This question concerns a Tomcat 7 web application, which is connected to a MySQL (5.5.16) database.
When I open a zip
file, That has filenames encoded in windows-1252
charset, the characters seem to be interpreted correctly by Java:
ZipFile zf = new ZipFile( zipFile, Charset.forName( "windows-1252" ) );
Enumeration entries = zf.entries();
while( entries.hasMoreElements() ) {
ZipEntry ze = ( ZipEntry ) entries.nextElement();
if( ! ze.isDirectory() ) {
String name = ze.getName();
System.out.println( name ); //prints correct filenames, e.g. café.pdf
}
}
Omitting the Charset object in the ZipFile constructor would cause an exception. The filenames in the zip file are printed correctly to standard output, including diacritics. But, when I subsequently try to store the filename in a database, the e-acute is replaced with a question mark (as seen with the mysql console client).
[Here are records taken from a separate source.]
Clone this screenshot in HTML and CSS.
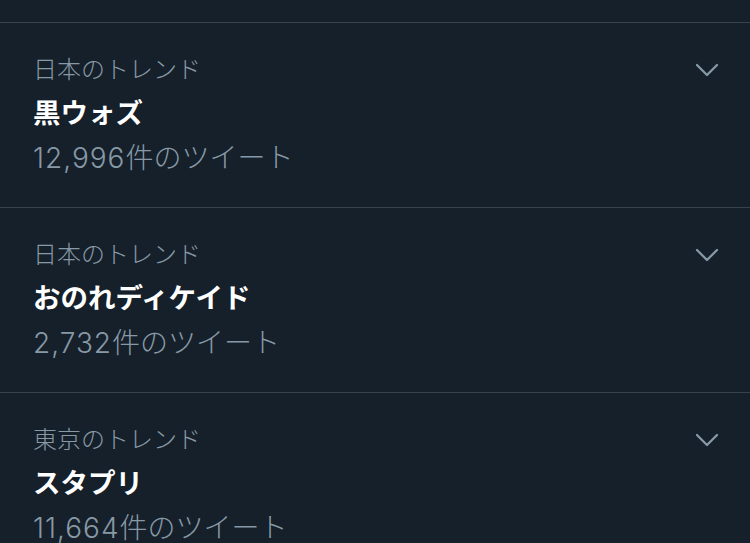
FILE: index.html
```html
<!DOCTYPE html>
<html lang="ja">
<head>
<meta charset="utf-8">
<link rel="stylesheet" href="styles.css">
</head>
<body>
<div class="list">
  <div class="top"></div>
  <div class="trend">
    <div class="info">
      <div class="label">日本のトレンド</div>
      <div class="title">黒ウォズ</div>
      <div class="count"><span class="num">12,996</span>件のツイート</div>
    </div>
    <svg class="chev" width="24" height="14" viewBox="0 0 24 14"><path d="M2 2 L12 12 L22 2" fill="none" stroke="#8899A6" stroke-width="2.3" stroke-linecap="round" stroke-linejoin="round"/></svg>
  </div>
  <div class="trend">
    <div class="info">
      <div class="label">日本のトレンド</div>
      <div class="title">おのれディケイド</div>
      <div class="count"><span class="num">2,732</span>件のツイート</div>
    </div>
    <svg class="chev" width="24" height="14" viewBox="0 0 24 14"><path d="M2 2 L12 12 L22 2" fill="none" stroke="#8899A6" stroke-width="2.3" stroke-linecap="round" stroke-linejoin="round"/></svg>
  </div>
  <div class="trend">
    <div class="info">
      <div class="label">東京のトレンド</div>
      <div class="title">スタプリ</div>
      <div class="count"><span class="num">11,664</span>件のツイート</div>
    </div>
    <svg class="chev" width="24" height="14" viewBox="0 0 24 14"><path d="M2 2 L12 12 L22 2" fill="none" stroke="#8899A6" stroke-width="2.3" stroke-linecap="round" stroke-linejoin="round"/></svg>
  </div>
</div>
</body>
</html>
```
FILE: styles.css
```css
html, body {
  margin: 0;
  padding: 0;
  background: #15202B;
  height: 100%;
  overflow: hidden;
}
body {
  font-family: Inter, "Noto Sans CJK JP", sans-serif;
}
.top {
  height: 22px;
  border-bottom: 1px solid #38444D;
}
.trend {
  height: 159px;
  border-bottom: 1px solid #38444D;
  display: flex;
  justify-content: space-between;
  align-items: flex-start;
  padding: 25px 31px 0 33px;
}
.label {
  color: #8899A6;
  font-size: 24px;
  font-weight: 300;
  line-height: 44px;
}
.title {
  color: #FFFFFF;
  font-size: 27.5px;
  font-weight: 700;
  line-height: 42px;
}
.count {
  color: #8899A6;
  font-size: 28px;
  font-weight: 300;
  line-height: 48px;
}
.num {
  letter-spacing: 1px;
}
.chev {
  margin-top: 15px;
}
```
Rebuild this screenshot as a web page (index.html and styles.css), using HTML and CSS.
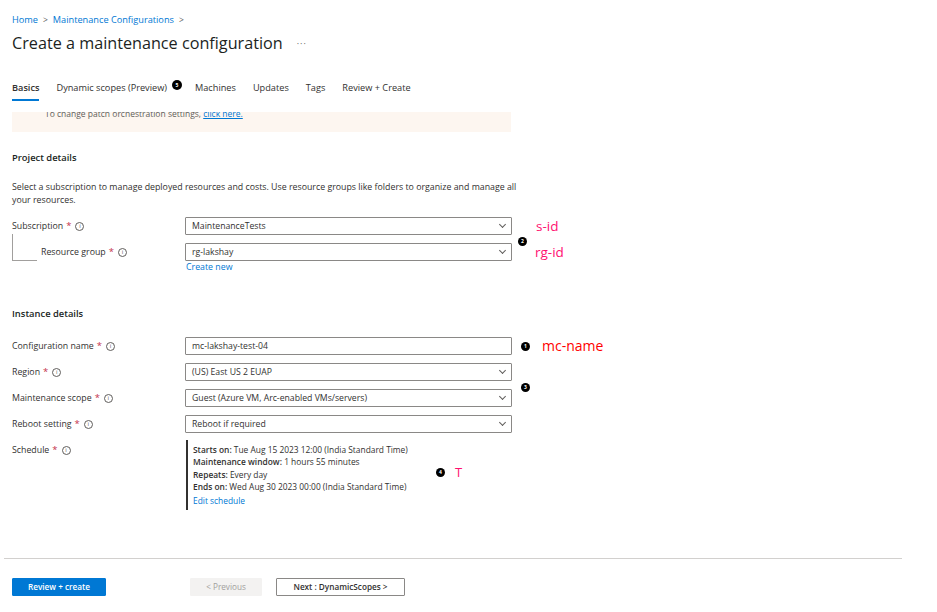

I had no problems inserting special characters from the web application into MySQL before.
When I execute an INSERT with é
in Java source code:
statement.executeUpdate( "insert into files (filename) values ('café.pdf')" );
the é
shows up well in MySQL.
Also, my log file shows a comma instead of é: caf‚.pfd
Does anyone know what could be happening here?